If you think you know better, feel free to ignore it. Just be aware you wouldn't be the first who thought they knew what they were doing or even the first who did know, yet still messed up.


This misunderstands how "security by obscurity" came about, because there are good and bad types of obscurity. Back in the 1800s people were selling shoddy locks that were easy to pick and they were mad that people were disclosing lock picking methods: https://www.okta.com/identity-101/security-through-obscurity...

This history repeated later, with people making shoddy cryptography where they didn't want anyone to know how it worked, and similar things, most of which got broken in embarrassing ways. This sort of obscurity was actively harmful and let people sell defective products that people relied upon to their detriment.

Meanwhile, there are good types of obscurity, too. For example, there are the information disclosure CWEs that tell users of products not to disclose version numbers, stack traces, etc. to users, and this sort of "obscurity" is perfectly reasonable and widely accepted.

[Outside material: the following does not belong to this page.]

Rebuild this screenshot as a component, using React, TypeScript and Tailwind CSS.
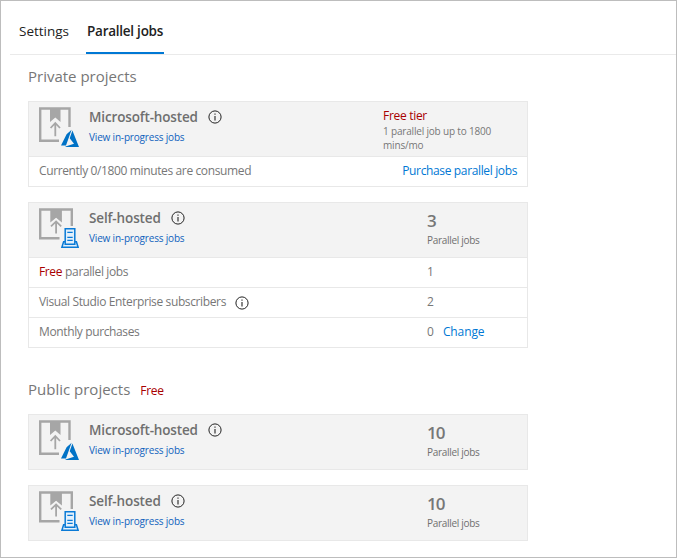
import type { ReactNode } from "react";

function InfoIcon() {
  return (
    <svg width="14" height="14" viewBox="0 0 14 14" fill="none" className="shrink-0">
      <circle cx="7" cy="7" r="6.1" stroke="#222222" strokeWidth="1" />
      <path d="M7 6v4.4" stroke="#222222" strokeWidth="1.1" />
      <path d="M7 3.4v1.3" stroke="#222222" strokeWidth="1.1" />
    </svg>
  );
}

function MicrosoftHostedIcon() {
  return (
    <svg width="40" height="41" viewBox="0 0 40 41" fill="none" className="shrink-0">
      <path d="M20 33.7H1.2V1.5H30.5V20" stroke="#a6a6a6" strokeWidth="2.4" />
      <path d="M11 1h10.5v14l-5.2-4.5L11 15z" fill="#a6a6a6" />
      <path d="M16.3 30V16M11.8 21l4.5-5 4.5 5" stroke="#f3f3f3" strokeWidth="4.5" />
      <path d="M16.3 29.3V16.3M11.6 21l4.7-5 4.7 5" stroke="#a6a6a6" strokeWidth="1.8" />
      <path d="M32.6 22.7L27.6 27.2 22 38.6h5zM33.4 23.6L30.7 31.2 35 36.8 26.5 39.4V40H40z" fill="#0072c6" />
    </svg>
  );
}

function SelfHostedIcon() {
  return (
    <svg width="40" height="41" viewBox="0 0 40 41" fill="none" className="shrink-0">
      <path d="M20.5 30.2H1.2V1.5H32.8V18" stroke="#a6a6a6" strokeWidth="2.4" />
      <path d="M11.3 1h11.6v13.5l-5.8-4.7-5.8 4.7z" fill="#a6a6a6" />
      <path d="M17.1 26V13M12 18.2l5.1-5 5.1 5" stroke="#f3f3f3" strokeWidth="4.2" />
      <path d="M17.1 25.5V13.6M12 18.4l5.1-5 5.1 5" stroke="#a6a6a6" strokeWidth="1.8" />
      <path d="M26 33.8h-1.4L22.9 39.2H39.1L37.4 33.8H36" fill="#e3f0fb" stroke="#0a7ad6" strokeWidth="1.5" />
      <path d="M26.2 36.3V20.7H35.8V36.3z" fill="#e3f0fb" stroke="#0a7ad6" strokeWidth="1.5" />
      <path d="M28.3 24.4h5.4M28.3 29.4h5.4M28.3 32.4h5.4" stroke="#0a7ad6" strokeWidth="1.2" />
    </svg>
  );
}

type HeaderProps = { kind: "microsoft" | "self"; children: ReactNode };

function CardHeader({ kind, children }: HeaderProps) {
  const microsoft = kind === "microsoft";
  return (
    <div className="flex h-[54px] bg-[#f3f3f3] pl-2.5">
      <div className="w-[50px] pt-[5px]">{microsoft ? <MicrosoftHostedIcon /> : <SelfHostedIcon />}</div>
      <div className="flex-1">
        <div className="flex items-center gap-[10px] pt-[5px]">
          <span className={`text-[13.5px] leading-5 font-semibold whitespace-nowrap text-[#6f6f6f] ${microsoft ? "w-[109px] tracking-[-0.15px]" : "w-[72px] tracking-[-0.12px]"}`}>
            {microsoft ? "Microsoft-hosted" : "Self-hosted"}
          </span>
          <InfoIcon />
        </div>
        <a className="block pt-[2px] text-[10px] leading-4 tracking-[-0.18px] text-[#1062bd]">View in-progress jobs</a>
      </div>
      {children}
    </div>
  );
}

function JobCount({ count }: { count: number }) {
  return (
    <div className="w-[100px] pt-[6px] text-[#6f6f6f]">
      <div className="text-[17px] leading-[23px] font-semibold tracking-[-1px] text-[#777777]">{count}</div>
      <div className="text-[10px] leading-4 tracking-[-0.3px]">Parallel jobs</div>
    </div>
  );
}

function Row({ label, children }: { label: ReactNode; children: ReactNode }) {
  return (
    <div className="flex h-[30px] border-t border-[#e8e8e8] pl-2.5 text-[12px] leading-[28px] text-[#777777]">
      <div className="flex flex-1 items-start tracking-[-0.37px]">{label}</div>
      {children}
    </div>
  );
}

function Card({ children, className = "" }: { children: ReactNode; className?: string }) {
  return <section className={`w-[500px] border border-[#e8e8e8] bg-white ${className}`}>{children}</section>;
}

export default function App() {
  return (
    <main className="h-[558px] w-[677px] overflow-hidden border border-[#bdbdbd] bg-white font-['Open_Sans','Noto_Sans',sans-serif]">
      <nav className="ml-[9px] flex h-[54px] items-end gap-[17px] border-b border-[#eaeaea] pl-[9px] text-[13.5px] text-[#222222]">
        <a className="w-[50px] pb-[13px] leading-5">Settings</a>
        <a className="h-[33px] w-[78px] border-b-2 border-[#0078d4] pl-px leading-[20px] font-semibold tracking-[-0.25px] whitespace-nowrap">Parallel jobs</a>
      </nav>
      <div className="pl-[27px]">
        <h2 className="h-[46px] pt-[9px] text-[15px] leading-6 text-[#777777]">Private projects</h2>
        <Card>
          <CardHeader kind="microsoft">
            <div className="w-[144px] pt-[5px]">
              <div className="text-[12px] leading-[18px] tracking-[-0.3px] text-[#a80000]">Free tier</div>
              <div className="-mt-px w-[120px] text-[10px] leading-[14px] tracking-[-0.18px] text-[#777777]">1 parallel job up to 1800 mins/mo</div>
            </div>
          </CardHeader>
          <Row label="Currently 0/1800 minutes are consumed">
            <a className="pr-[10px] tracking-[-0.36px] text-[#0078d4]">Purchase parallel jobs</a>
          </Row>
        </Card>
        <Card className="mt-[15px]">
          <CardHeader kind="self"><JobCount count={3} /></CardHeader>
          <Row label={<><span className="mr-[3px] text-[#a80000]">Free</span>parallel jobs</>}>
            <div className="w-[100px]">1</div>
          </Row>
          <Row label={<>Visual Studio Enterprise subscribers<span className="ml-[9px] pt-2"><InfoIcon /></span></>}>
            <div className="w-[100px]">2</div>
          </Row>
          <Row label="Monthly purchases">
            <div className="flex w-[100px] gap-[9px]">0<a className="tracking-[-0.1px] text-[#0078d4]">Change</a></div>
          </Row>
        </Card>
        <div className="flex h-[66px] gap-[10px] pt-[29px]">
          <h2 className="text-[15px] leading-6 text-[#777777]">Public projects</h2>
          <span className="text-[12px] leading-[27px] tracking-[-0.3px] text-[#a80000]">Free</span>
        </div>
        <Card><CardHeader kind="microsoft"><JobCount count={10} /></CardHeader></Card>
        <Card className="mt-[15px]"><CardHeader kind="self"><JobCount count={10} /></CardHeader></Card>
      </div>
    </main>
  );
}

So it's not the case that all things that might be termed "obscurity" are bad.


You can even poke holes in it using their own terminology. Obscurity is equivalent to minimizing attack surface area. The less adversaries know about your system the smaller of a target it is.


I think there's overlap between surface area and obscurity, but they're not equivalent. To use the most pedestrian example, moving SSH off of port 22 makes it more obscure, but the total surface area hasn't gotten smaller.


Anecdata: log files with failed login attempts became far smaller after leaving port 22.


Yeah. I think it's the result of conflating theoretical cryptography and practical IT security. Kerckhoffs's principle is true in the theoretical domain and it's certainly important that the designers of standardised crypto algorithms adhere to it but it doesn't follow that it's pointless to change your SSH port.